Ce chemin qui va permettre , aussi , à Martha de sortir d’un enferment qui ne faisait qu’alimenter ses souffrances et lui rendait impossible l’idée de pouvoir envisager de tourner la page douloureuse pour se ( re ) construire, enfin , une retraite plus paisible. Celle qui lui permettrait de vivre avec ses souvenirs douloureux , tout en y laissant entrer, la beauté de la vie qui continue, sans se renier … c’est ce que va lui apporter la présence et la jeunesse de Jo, dont l’ancrage dans le monde moderne ( la musique , et une certaine manière d’aborder la vie et l’avenir .. ) , auquel il est , lui aussi confronté , via ses liens familiaux, à un passé qui le concerne. Cette approche du personnage de la jeune génération que représente Jo et celle du personnage Martha, offrent une double dimension originale au film . C’est , en effet , la première fois que – parmi tous les films qui ont abordé le sujet de la période Nazie – le récit est centré sur un personnage de femme « ni juive, ni victime du régime nazi » qui fait le choix de quitter le pays, poussée , explique Barbet Schroeder « par l’intuition qu’il y avait des raisons sinistres à toutes les choses inexplicables qui se passaient autour d’elle . Les jeunes filles juives qui disparaissaient de sa classe d’un jour à l’autre, les bancs publics où il était écrit « interdit aux Juifs » …Martha n’a pas voulu continuer à vivre dans un endroit ou de telles choses ses déroulaient . Plus tard , en Suisse, quand les révélation sur les camps ont commencé à émerger , la réalité confirme à Martha sa terrible intuition… c’est à ce moment là qu’elle décide de ne plus parler Allemand et se couper de son pays (…) .C’est sa manière de résister, qui finit par avoir des implications plus profondes et Universelles » .

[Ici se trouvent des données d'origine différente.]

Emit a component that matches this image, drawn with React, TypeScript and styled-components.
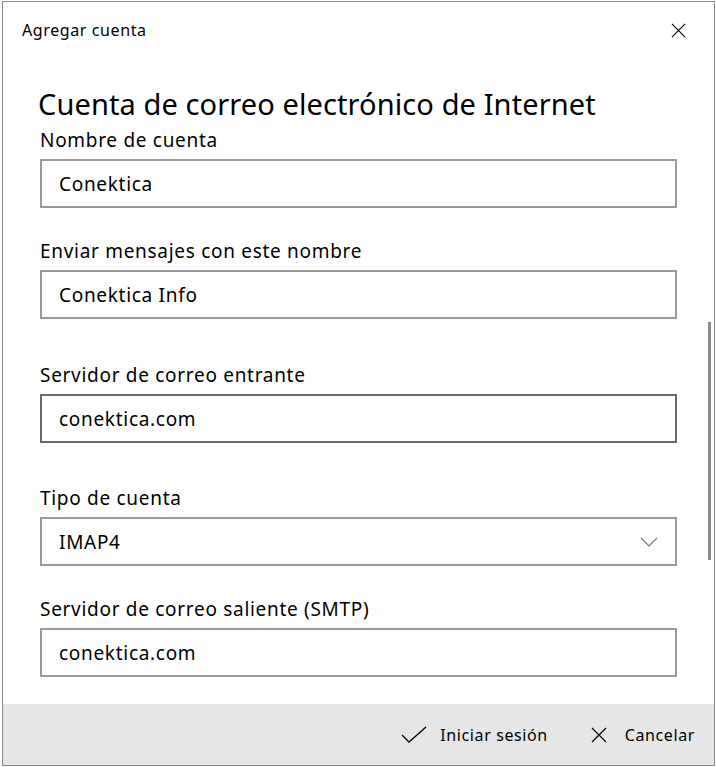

Son Portrait , complété par celui de Jo , le jeune homme de la génération de la chute du mur de Berlin qui représente , sans doute aussi , pour Barbert Schroeder , la génération qui à succédé à celle de l’après-guerre dont les jeunes cinéastes Allemands comme Fassbinder et autres Volker Schlondorff , ont interrogé avec leurs films , le trouble passé de l’histoire de leur pays. Le regard du personnage de Jo et son approche via la complicité qui s’installe avec Martha , sur cette période et cette « amnésie » en questions dont les séquelles ont participé à construire le présent de la société Allemande dans laquelle il vit aujourd’hui, est l’autre belle dimension que le film renvoie , en miroir positif, au personnage de Martha, dont Jo a su s’enrichir des questionnements qu’elle lui renvoie sur son pays, lorsqu’elle parle par exemple d’une certaine « arrogance » ou encore de ce succès de l’industrie Allemande dont le modèle de voiture qui l’a incarné ( la fameuse Volkswagen ) , constitue pour elle « le triomphe posthume d’Hitler ! ».
Réflexions et sujets rendus passionnants servis par une mise en scène efficace , et , par un beau« duo » à l’interprétation…
(Etienne Ballérini)
AMNESIA de Barbet Schroeder -2015-
Avec : Marthe Keller , Max Riemelt , Bruno Ganz , Corinna Kirchhoff …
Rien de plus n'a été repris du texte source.